I finally meet his eye, and his smirks. Not in a mocking manner. In a knowing one.
"They've spent all of your shit, haven't they?" He asks me, and I nod.
"They have. All of the money I've ever made, everything that was supposed to ever be in my trust fond, my parents have been steadily helping themselves to it for years. And at first, I truly belive that it was just little things here and there, some of it, the majority of it, having probably spent on ME in the beginning. But not during the last couple of years. During which, both my mom and my dad have been blowing all of my paychecks entirely on themselves. Buying themselves clothes, jewelry, expensive cars, things like that. By the time I would be 18, not only there would be absolutely nothing left in my trust fond, but I would likely find myself in debt as well, all on the behalf of my parents who have gone from having nothing to literally everything, and apparently, they simply couldn't control the urge, so I've gotten myself emancipated from them at the age of 16. And they were both furious with me, and they have refused to speak to me ever since. Even when I offer them money to pay their bills, they would gladly accept the money, but they won't talk to me."
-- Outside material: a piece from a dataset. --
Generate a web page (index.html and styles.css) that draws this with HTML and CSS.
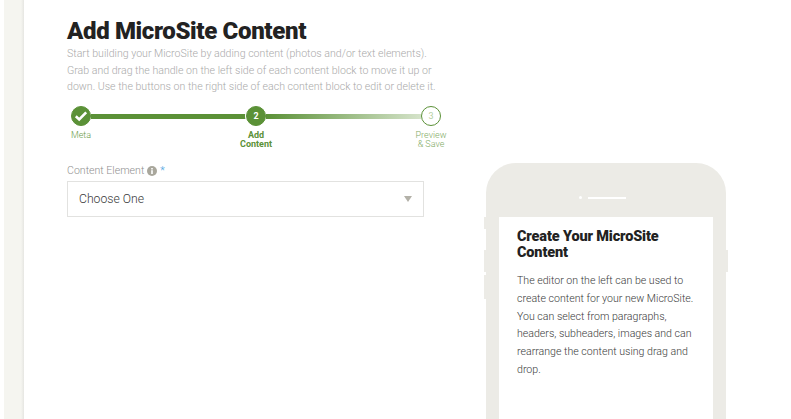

I finish pouring my heart out to him, revealing something that's been in the public's eye for years, but yet something I've never actually spoken about with anybody before, and I feel so exposed around him right now.
"Why you even try reaching out to them then? Fuck them!" Marshall says to me passionately. He lifts my face up to his, pinching my chin between his forefinger and thumb.
And I almost get lost in the intensity in his blue gaze.
Knowing damn well that I was right before. He DOES relate to my story somewhat, and it IS personal to him.
"I... I don't know how to just force myself to cut them out completely," I admit to him. "They are still my parents, and I love them, and I know that at some point, they had loved me to, and they were NOT just looking at me as a waling talking paycheck!!" I say fiercely.
Marshall laughs bitterly at my statement then.
"You've got a lot to learn, Brianna," he tells me. "Cause parents truly ain't shit. Believe me, I know."
"Why, because your own mother had sued you before?!" I blurt out, fully expecting him to flip out on me again, tell me again how I shouldn't speak on something I don't know shit about.
Watching his haw clench as his eyes lock on mines again.
Then, to my surprise, he chuckles, lickikg his lips nervously.
"Yeah. That too," Marshall tells me. "But see, the truth is, the real reason I flipped the fuck out cause of your story, Bree, is cause your parents are just like me in a way. I've also wanted nothing but the best for my daughter. My intentions WAS good, I swear to God," his voice rises slightly as his eyes plead with me to believe him. "But ultimately," he then continues, "I've sold her out for fame and for better life. And I'm a piece of shit for that, for real."